Squaring the Circle in Afghanistan

The war in Afghanistan isn't a major front in partisan political struggles, so it's substantially slipped off the radar. But the U.S. military is already in the early phases of what will soon (exactly how soon is secret, of course) be a major new offensive in the Taliban stronghold province of Kandahar, and most indications are that it's going to go badly. The problems with the planned operation are in some respects complicated, but they mostly boil down to the fact that the best evidence available -- like an Army-commissioned poll reported on by Wired's Nathan Hodge on April 16 -- indicates that the local population wants nothing to do with it. The Taliban is more trusted than the local government: 85 percent of Kandaharis describe them as "our Afghan brothers," and 94 percent say it would make more sense to negotiate with the Taliban than to intensify fighting. Naturally, we're going in guns blazing.

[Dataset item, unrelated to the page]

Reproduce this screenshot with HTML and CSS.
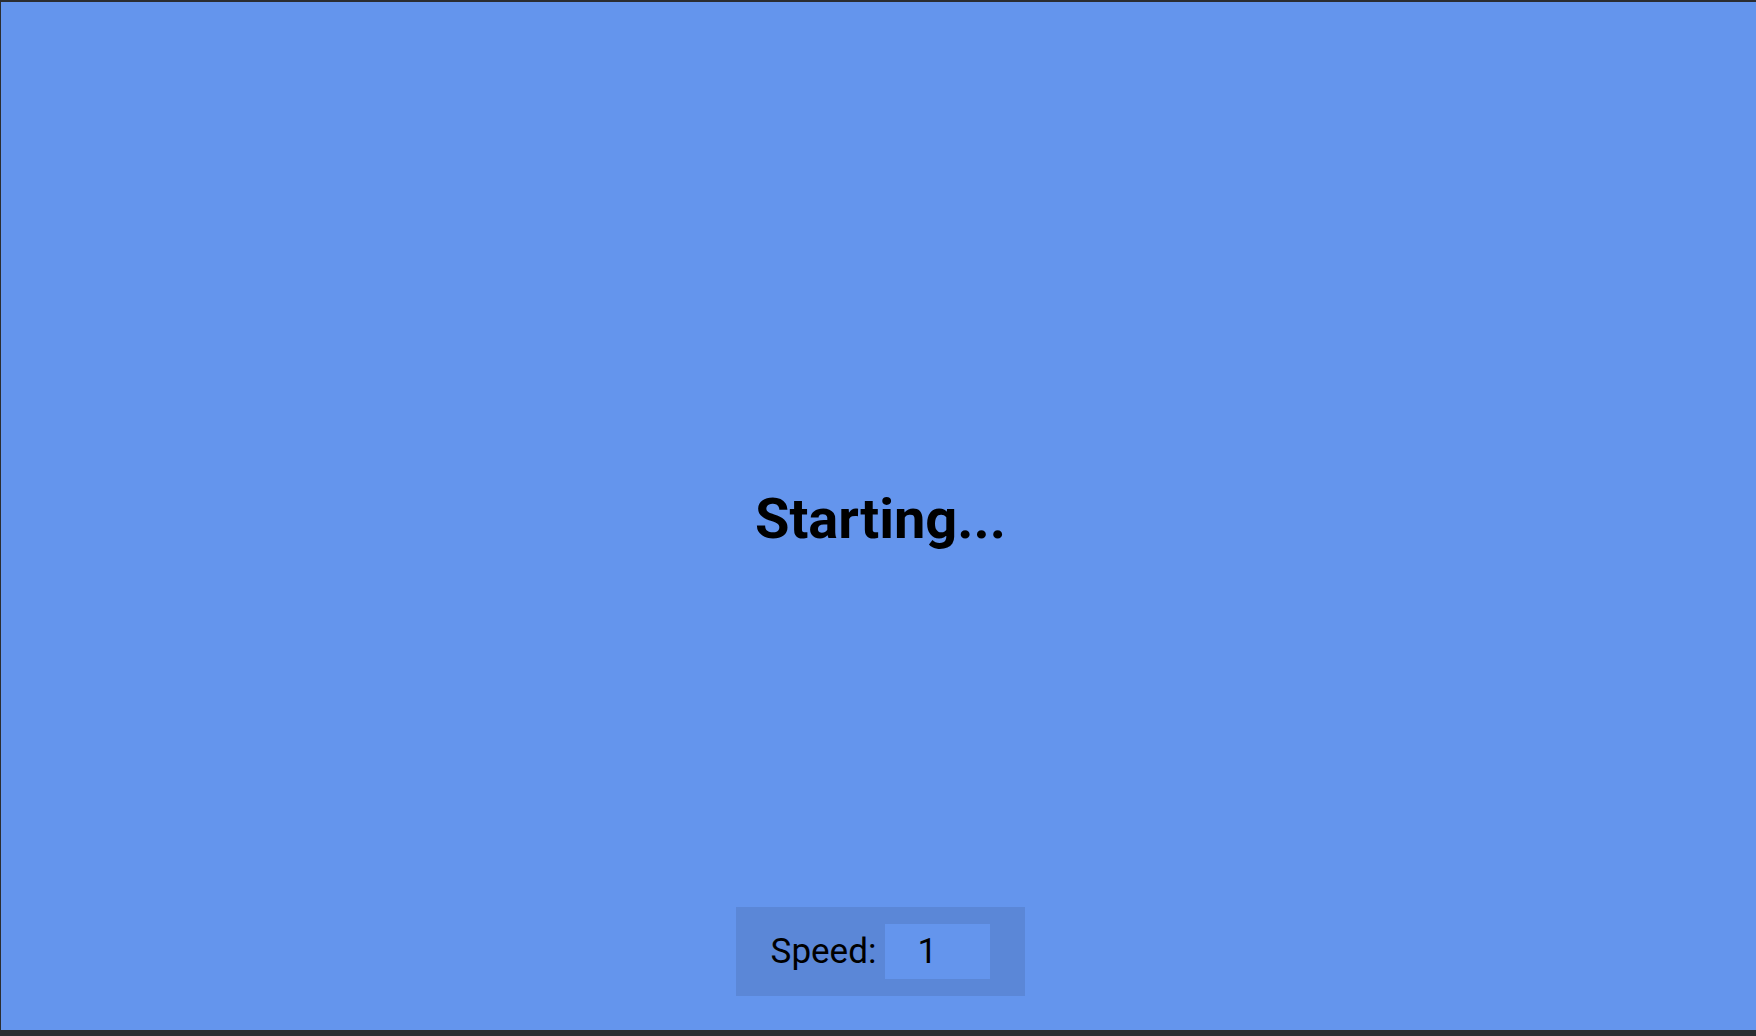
FILE: index.html
```html
<!DOCTYPE html>
<html>
<head>
<meta charset="utf-8">
<link rel="stylesheet" href="styles.css">
</head>
<body>
<div class="frame">
  <div class="stage">
    <h1 class="status">Starting...</h1>
    <div class="controls">
      <label class="speed-label" for="speed">Speed:</label>
      <input class="speed-input" id="speed" type="text" value="1">
    </div>
  </div>
</div>
</body>
</html>
```
FILE: styles.css
```css
html, body {
  margin: 0;
  padding: 0;
  height: 100%;
  background: #2b2d31;
}
.frame {
  box-sizing: border-box;
  height: 100%;
  border-top: 2px solid #2b2d31;
  border-left: 1px solid #2b2d31;
  border-bottom: 6px solid #2b2d31;
  background: #6495ed;
  font-family: Roboto, "Liberation Sans", sans-serif;
  color: #000;
}
.stage {
  height: 100%;
  display: grid;
  grid-template-rows: 1fr;
  grid-template-columns: 1fr;
  justify-items: center;
}
.status {
  grid-area: 1 / 1;
  align-self: center;
  margin: 6px 0 0 4px;
  font-size: 56px;
  font-weight: 700;
  line-height: 1;
}
.controls {
  grid-area: 1 / 1;
  align-self: end;
  margin: 0 0 34px 4px;
  display: flex;
  align-items: center;
  gap: 9px;
  padding: 17px 35px 17px 35px;
  background: #5b87d7;
}
.speed-label {
  font-size: 35px;
}
.speed-input {
  box-sizing: border-box;
  width: 105px;
  height: 55px;
  border: none;
  outline: none;
  background: #6495ed;
  font-family: Roboto, "Liberation Sans", sans-serif;
  font-size: 35px;
  color: #000;
  padding: 0 0 0 32px;
  margin: 0;
}
```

Or, to be fair, we probably won't be. Instead, all indications are that in keeping with Gen. Stanley McChrystal's dictates, the operation will be undertaken with the utmost attention to local sentiment and counterinsurgency principles. The problem -- which is a microcosm for our strategy in Afghanistan writ large -- is that there seems to be much more interest in demonstrating the utility of counterinsurgency in action than in recognizing that COIN principles point to simply not launching the operation.

After all, the polling indicates that the battle for the loyalty of the population has already been decisively lost. Turning the situation around would, if possible, be an impressive achievement. But it would be impressive mostly in the same sense that climbing Mount Everest is impressive -- impressively difficult rather than impressive because it achieves anything particularly vital.

And part of what makes it so difficult is that our basic posture is riddled with contradictions. A recent report from the Institute for the Study of War, Kimberly Kagan’s counterinsurgency-oriented neoconnish think tank, concluded that "Ahmed Wali Karzai's influence over Kandahar is the central obstacle to any of [International Security Assistance Force]'s governance objectives." Who's Ahmed Wali Karzai? Why, he's governor of the province! He's also the brother of Afghanistan's president, Hamid Karzai. Establishing the authority of the Karzai brothers' national and provincial governments in the face of the fact that Karzai himself is a key impediment to our goals would be a neat trick -- but so would drawing a square circle.

And, indeed, Joe Klein recently reported that "the level of optimism emanating from ... McChrystal's headquarters in Kabul stands in near delusional contrast to the situation in Kandahar as it is being experienced by troops and civilian workers on the ground."

Klein attributes McChrystal's high hopes to his background in special operations and to the fact (if it is a fact; it's hard to know) that secret special-forces missions are being extremely successful at killing midlevel Taliban leaders whom McChrystal thinks may be obscuring the political issues. A more disturbing possibility is that information simply isn't filtering correctly. I've heard stories of midlevel administrators professing ignorance of the bad polling news, and of top policy-makers learning things from magazine articles that somehow weren't in their official classified briefings. These sorts of problems can arise in large, hierarchical organizations -- which the U.S. military certainly is -- in which superiors depend on subordinates for information, but subordinates know that the incentives aren't always there to push bad news up the chain of command.

I worry that Afghanistan is being conducted too much as a proving ground for counterinsurgency concepts without enough attention paid to what can be accomplished at a reasonable price.

Concluding that there's no particularly good reason for the United States to undertake a major military operation in a province where we're not wanted on behalf of a government so corrupt that its own leader is described as a major impediment to our obstacles need not mean abandoning the country to the Taliban. The realistic alternative would be to simply focus our efforts on where we are wanted. Afghanistan is an ethnically and ideologically diverse country, much of it has no desire to be once again ruled by the Taliban, and we have a strong moral obligation to help those people as well as a practical interest in demonstrating our capability to provide help when asked. But nothing about that requires us to launch a likely futile new offensive in hostile territory. If anything, it calls for the opposite. If we insist on pursuing a long-odds approach, then sooner or later the voters will start paying attention again, the anti-war backlash will be fierce, and it will be politically impossible to sustain any kind of commitment to Afghanistan.